DERS PROGRAMI DEĞİŞTİ
Eğitimin temel sorunlarına yönelik çözümsüzlük politikaları bizzat iktidar ve MEB eliyle yapılan yasal düzenlemeler ve fiili dayatmalar eşliğinde sürdürülmektedir diyen Şimşek, Siyasi iktidarın eğitim alanında, uzun süredir kendi siyasal-ideolojik hedefleri doğrultusunda attığı adımlar, çeşitli vakıf ve derneklerle iş birliği halinde hayata geçirilen dini eğitim merkezli uygulamalar, başta öğrenciler olmak üzere, eğitim emekçileri ve velileri doğrudan etkilemektedir İfadelerini kullandı.
Şimşek, Okulların açılmasına iki hafta kala ders programında köklü değişiklikler yapılması ve din derslerinin sayısının arttırılması sonucu Fen, Matematik, İngilizce ve Almanca branşları başta olmak üzere birçok branşta binlerce eğitim emekçisi norm fazlası durumuna düşmüş, bilimsel demokratik eğitime müdahale ayyuka çıkmıştır dedi.
OKULLAR REKABET İçİNE SOKULUYOR
Anadilde eğitim sorunun devam ettiğini belirten Şimşek, şunları söyledi: Ülkedeki etnik, dilsel, kültürel ve inanç çeşitliliği eğitim programlarında ve ders kitaplarında neredeyse hiç yansıtılmamaktadır. Eğitime erişimde, kız çocukları, mülteci çocuklar, anadili Türkçe olmayan çocuklar, engelli çocuklar ve geçici koruma altındaki çocukların dezavantajlarını ortadan kaldıracak adımlar yıllardır atılmamıştır. Okullarda, özellikle eğitimde 4+4+4 düzenlemesine geçilmesinin ardından sınıfsal bölünmeler geçmişe oranla çok daha net bir şekilde yaşanmaya başlamıştır. Okullarda aidat veren sınıf, aidat vermeyen sınıf ayrımları yapılmakta, aidat veren öğrenciler fiziksel olarak daha temiz ve daha donanımlı sınıflarda okurken, aidat vermeyen öğrenciler daha az donanımlı sınıflarda ve sağlıksız koşullarda eğitim görmeye zorlanmaktadır. Mevcut eğitim sistemi okulda ve toplumsal yaşamın her düzeyinde rekabeti, hizmetin bedelini ödemeyi, öğrenci ve velilerin müşteri olarak görülmesini hedeflerken, eğitim sistemi içindeki sınıfsal eşitsizlikler giderek derinleşmektedir. Aynı okul içinde sınıflar, aynı bölgede okullar ve farklı bölgelerdeki okullar sürekli birbirleriyle rekabet içine sokulmuş durumdadır.

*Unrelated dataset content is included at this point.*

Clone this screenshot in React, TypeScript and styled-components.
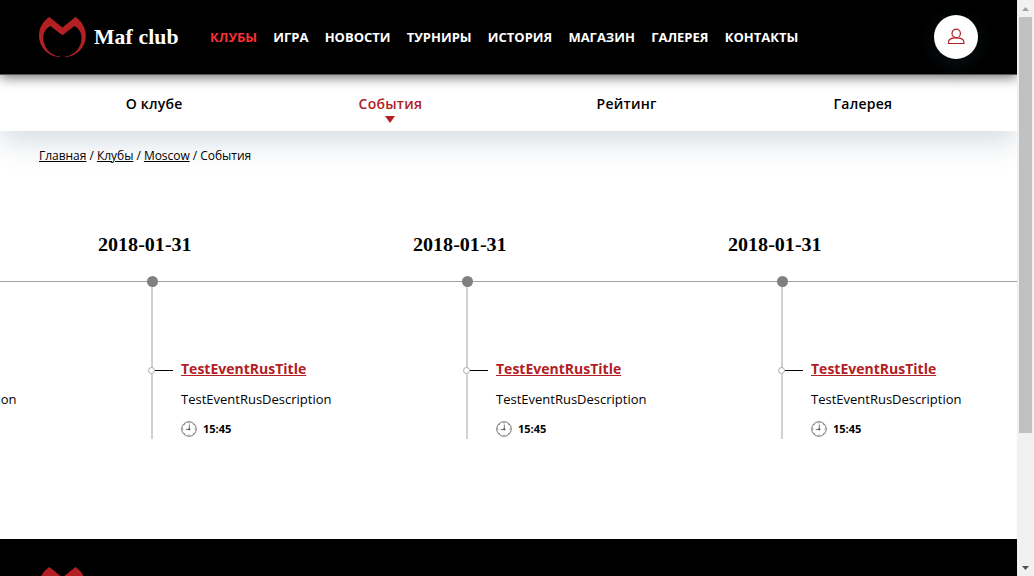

GEçEN YILIN SORUNLARI DEVAM EDİYOR
Maraşta meydana gelen depremlerin eğitimi etkilediğini belirten Şimşek, Deprem sürecinde okulların bir kısmı kademeli olarak açılırken, bazıları hiç açılmamış, çocukların okula devam etmesi bir ihtiyaç olarak görülmemiştir. Nakilleri yapılan çocuklar için ciddi bir psikolojik destek süreci sağlanmadığından dolayı çocuklar, okullara uyum sorunu yaşamış ve eğitim sürecine katılamamışlardır dedi. Benzer bir durumun 2023/24 eğitim öğretim yılı başında da yaşanmaması için gerekli önlemler alınmadığını söyleyen Şimşek, sorunları şöyle ifade etti:
Deprem bölgelerinde çocuklara sunulması gereken uzun süreli psikolojik destek konusunda yetersizlikler söz konusudur. Bir diğer boyutuyla mülteci çocukların deprem sürecini değerlendirmek önemlidir. Bu çocuklar eğitime erişim konusunda sıkıtılar yaşayan çocuklarken afet sonrası eğitim haklarındaki bu kısıtlılık giderek artmıştır. Kız çocuklarına yönelik şiddet ve istismar vakaları artmış, afet sonrası çocuk işçiliğin artması eğitime erişimi büyük ölçüde engellemiştir. Bir velinin çocuğu için yaptığı eğitim harcaması katlanarak artmıştır. Eğitime ayrılan bütçenin yetersizliği nedeniyle uzun zamandır kendi ihtiyaçlarını karşılamak zorunda kalan devlet okulları çözümü velilerin cebinde aramaktadır.